Inma estaba en su sempiterno asiento del escalón del portal, mirando hacia la embocadura de la calleja como si esperase ver llegar a su hermano. Corrió hacia él. Aunque parecía ansiosa por decirle algo, fue Guaqui quien habló primero:
-El Mani ha despertao, Inma. ¿No quieres darte una vuelta por el hospital?
-¿Ha despertao? Ahora mismito voy pallá. Pero, oye, Guaqui, que el barrio está alborotao, porque han visto que estabais sus hermanos y tú en la puerta del Granaíno y tos se huelen lo que va a pasar.
-No va a pasar ná. Ya no hay peligro.
-Sí pué pasar, Guaqui. Han visto al Serafín saltar la tapia trasera del patio y salir corriendo en busca de los suyos, porque llevaba el uniforme.
El Templao comprendió la magnitud del peligro. Tenía que volver a la barbería.
-Hazme un favor, Inma. Antes de ir pal hospital, acércate por el taller y di que esta noche no puedo trabajar, que me he torcío una mano en el puerto, ¿vale?
Frente a la barbería, a Miguel le reconcomía la ansiedad. A juzgar por la oscuridad que ya había devorado al crepúsculo, iban a sonar las siete y dado que la puerta permanecía cerrada y muda, Angustias no había abandonado ni abandonaría la casa para acudir a la cita ante la sacristía de San Felipe. Necesitaba ansiosamente hablar con ella, para nadar en las líquidas profundidades de sus ojos, y era urgente decirle que él no tenía nada que ver en la pendencia, que estaba allí para protegerla. ¿Y si escudriñaba por la ventana para tratar de llamar su atención?
En el interior de la vivienda tenía lugar un cónclave familiar. Gustavo el Granaíno aleccionaba a su mujer y a su hija:
-Siguen ahí, aunque ya son dos namás. Estar calladas y quietas como muertos, que se crean que no estamos hasta ver la ayuda que consigue el Serafín.
-Es una majaretá armar esta marimorena -argumentó Angustias-, porque no van a hacernos ná, papá, ¿es que no te das cuenta? ¿No ves que vinieron a avisarte?
-Pero mira al guapito -indicó Bernarda, la madre-. Espía por la ventana pa ver lo que hacemos, por si somos capaces de defendernos.
Angustias se mordió fieramente el labio hasta que brotó la sangre.

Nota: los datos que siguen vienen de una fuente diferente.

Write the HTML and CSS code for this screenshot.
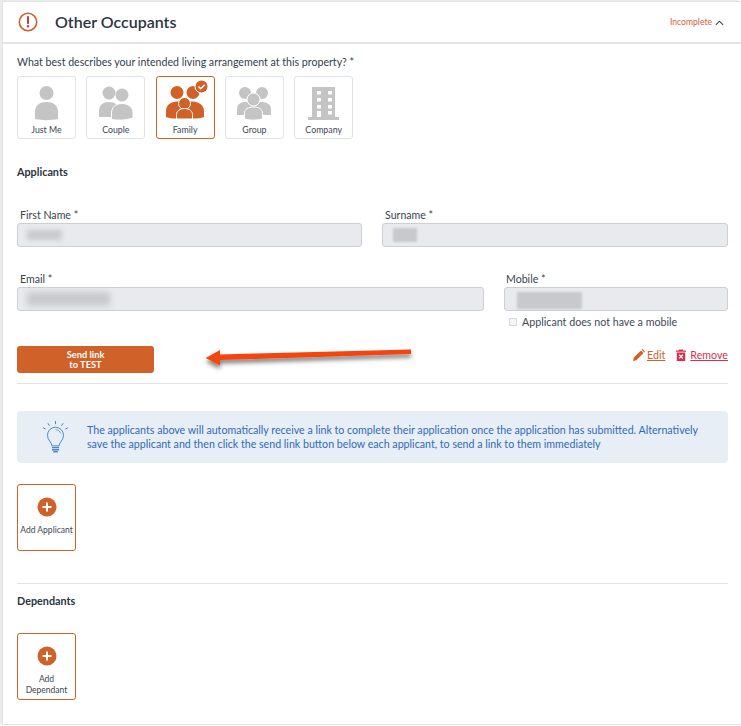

Presentía que Miguel trataba de ver tras los cristales quién había en la habitación en penumbras, antes de decidirse a pronunciar su nombre.
-Y el Serafín se ha llevao la pistola... -lamentó Gustavo.
-Po lo que es yo -proclamó Bernarda mientras iba a la cocina-, no voy a quedarme con los brazos cruzaos pa que ese cafre nos rompa los cristales.
Aferrado a los barrotes de la reja, de la que sólo pendía una maceta de clavellinas, Miguel forzaba la vista intentando descubrir a Angustias tras el cristal, más allá de las minúsculas flores blancas salpicadas de rojo. Sabía que ella no podía escucharle, pero no paraba de murmurar el nombre: "Angustias, Angustias, sal, por favor, que tengo que darte un recao; yo... no sé lo que me pasa desde esta mañana, que creo que me has herío de muerte... y mira qué malbajío, pasar esto ahora que yo he comprendío que no estás en el trono de una procesión sino que eres de carne y hueso. Me voy a morir, Angustias, porque eres todas las angustias de mis entrañas, que ya ves tú que estoy aquí dispuesto a no hacer caso de los míos, porque lo que quiero es protegerte aunque sean mis propios hermanos quienes me claven un puñal en el pecho...". Ella tenía que recibir el mensaje, acudir a aflojar el nudo que se le había formado en el estómago y un poco más arriba, en el costado izquierdo.